A lot of new image-analysis technology is making its way into the mobile space. Cameras now come with facial-recognition software. Google and Facebook invested in image-analysis software for their social platforms. Soon we’ll be able to point our phone cameras at people and see their name, social network profile and virtual business card. The days of sitting down at a dinner party and forgetting the name of the person across from you will be gone.

Facebook's use of facial recognition proved controversial - but the technology has undoubted potential for social apps
Facebook's use of facial recognition proved controversial – but the technology has undoubted potential for social apps

But what else? There’s certainly a lot of here potential for marketers. Auto-tagging photos with product names in them could be huge. (There are lots of pictures of me out there holding a can of Dr. Pepper. And no I’m not affiliated, nor am I an investor.) Brands will be able to extract value there, as will social platforms.

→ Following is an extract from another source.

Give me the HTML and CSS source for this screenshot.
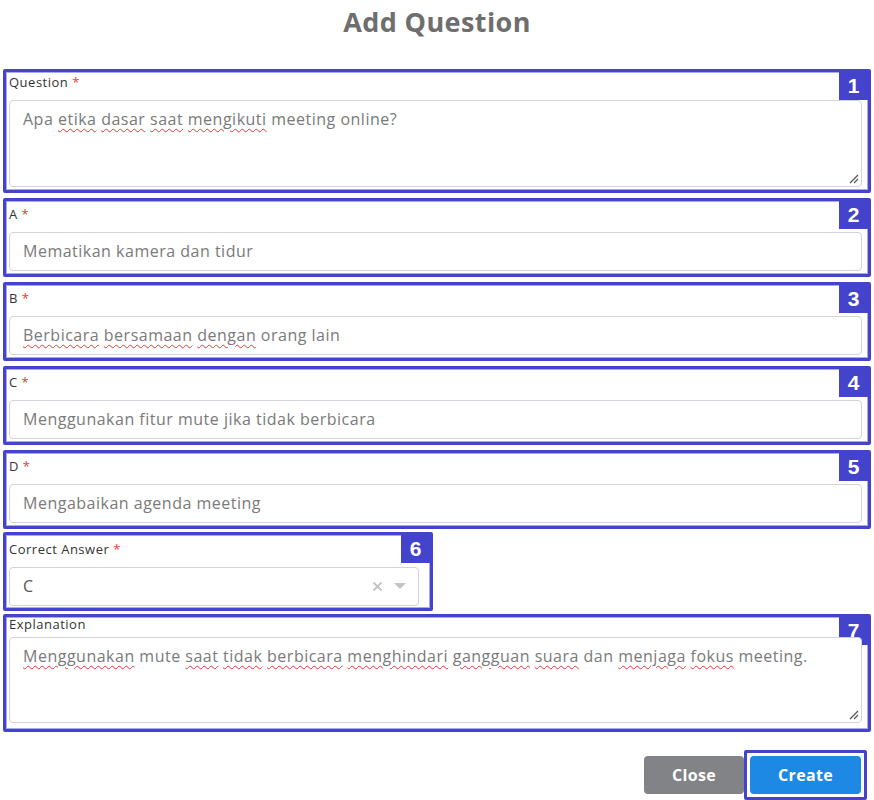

When algorithms determine what we see in our social feed, they can be manipulated by brands. So maybe my feed will be full of images of my friends drinking some other soda. Or maybe I’ll be served with served public service advertising telling me to stop drinking soda (and I really should). And of course, in the mobile space, these things can all happen in real time.

Getting creative with the tools we've got

If hardware development stopped today, we would still have 25 years of amazing things to create, based on the technology that’s already available. Fortunately, the future of hardware is bright, but I would urge people push the devices in our pockets to their limits, rather than waiting for the next feature to come along. We should be responding to life and creating applications that enrich it, not responding to new technology merely because it is new. Let’s be creative. There are more possibilities now than ever before.